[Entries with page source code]
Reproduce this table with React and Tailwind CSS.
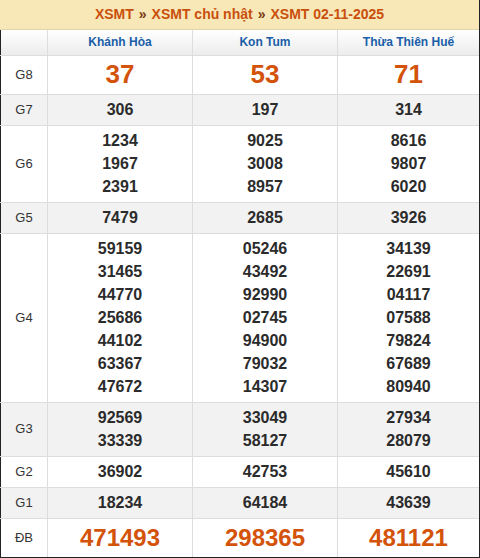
import React from "react";

const provinces = ["Khánh Hòa", "Kon Tum", "Thừa Thiên Huế"];

const rows = [
  { label: "G8", big: true, values: [["37"], ["53"], ["71"]] },
  { label: "G7", values: [["306"], ["197"], ["314"]] },
  { label: "G6", values: [["1234", "1967", "2391"], ["9025", "3008", "8957"], ["8616", "9807", "6020"]] },
  { label: "G5", values: [["7479"], ["2685"], ["3926"]] },
  {
    label: "G4",
    values: [
      ["59159", "31465", "44770", "25686", "44102", "63367", "47672"],
      ["05246", "43492", "92990", "02745", "94900", "79032", "14307"],
      ["34139", "22691", "04117", "07588", "79824", "67689", "80940"],
    ],
  },
  { label: "G3", values: [["92569", "33339"], ["33049", "58127"], ["27934", "28079"]] },
  { label: "G2", values: [["36902"], ["42753"], ["45610"]] },
  { label: "G1", values: [["18234"], ["64184"], ["43639"]] },
  { label: "ĐB", special: true, values: [["471493"], ["298365"], ["481121"]] },
];

export default function App() {
  return (
    <div className="w-[480px] h-[558px] bg-white font-['Liberation_Sans',Arial,sans-serif] text-[#333] border-r border-b border-[#222] overflow-hidden">
      {/* breadcrumb header */}
      <div className="h-[30px] bg-[#f8e7b7] border-b border-[#e0d4b0] flex items-center justify-center text-[14px] font-bold text-[#c9500c]">
        <span>XSMT</span>
        <span className="mx-[5px] text-[#7a3a12]">»</span>
        <span>XSMT chủ nhật</span>
        <span className="mx-[5px] text-[#7a3a12]">»</span>
        <span>XSMT 02-11-2025</span>
      </div>

      <table className="w-full table-fixed border-collapse border-l border-[#222]">
        <colgroup>
          <col className="w-[47px]" />
          <col className="w-[145px]" />
          <col className="w-[145px]" />
          <col />
        </colgroup>
        <thead>
          <tr className="h-[25px] bg-gradient-to-b from-white to-[#ececec]">
            <th className="p-0 border-r border-b border-[#ddd]"></th>
            {provinces.map((p) => (
              <th key={p} className="p-0 border-r border-b border-[#ddd] text-[12px] font-bold text-[#1a5ea8] last:border-r-0">
                {p}
              </th>
            ))}
          </tr>
        </thead>
        <tbody>
          {rows.map((row, i) => (
            <tr key={row.label} className={i % 2 === 1 ? "bg-[#f2f2f2]" : "bg-white"}>
              <td className="p-0 border-r border-b border-[#ddd] text-center text-[13px] text-[#333]">{row.label}</td>
              {row.values.map((col, j) => (
                <td key={j} className="px-0 py-[3.5px] border-r border-b border-[#ddd] text-center last:border-r-0">
                  {col.map((v) => (
                    <div
                      key={v}
                      className={
                        row.big
                          ? "text-[26px] leading-[31px] font-bold text-[#d4530b]"
                          : row.special
                          ? "text-[24px] leading-[31px] font-bold text-[#d4530b]"
                          : "text-[16px] leading-[23px] font-bold text-[#2b2b2b]"
                      }
                    >
                      {v}
                    </div>
                  ))}
                </td>
              ))}
            </tr>
          ))}
        </tbody>
      </table>
    </div>
  );
}
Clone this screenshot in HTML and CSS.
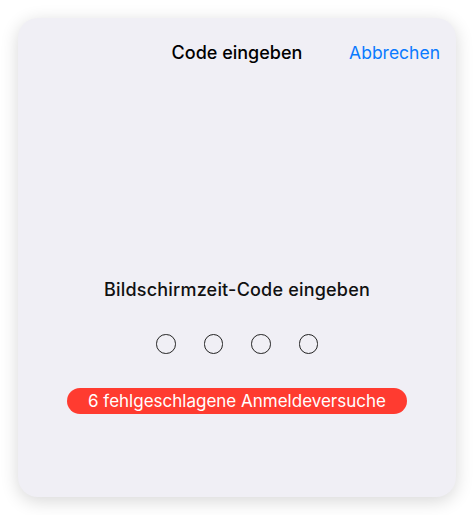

● WRITTEN PROBLEM
Determine how many lines in the listing above hold the word "this", answering with the number only.

● TASK RESPONSE
2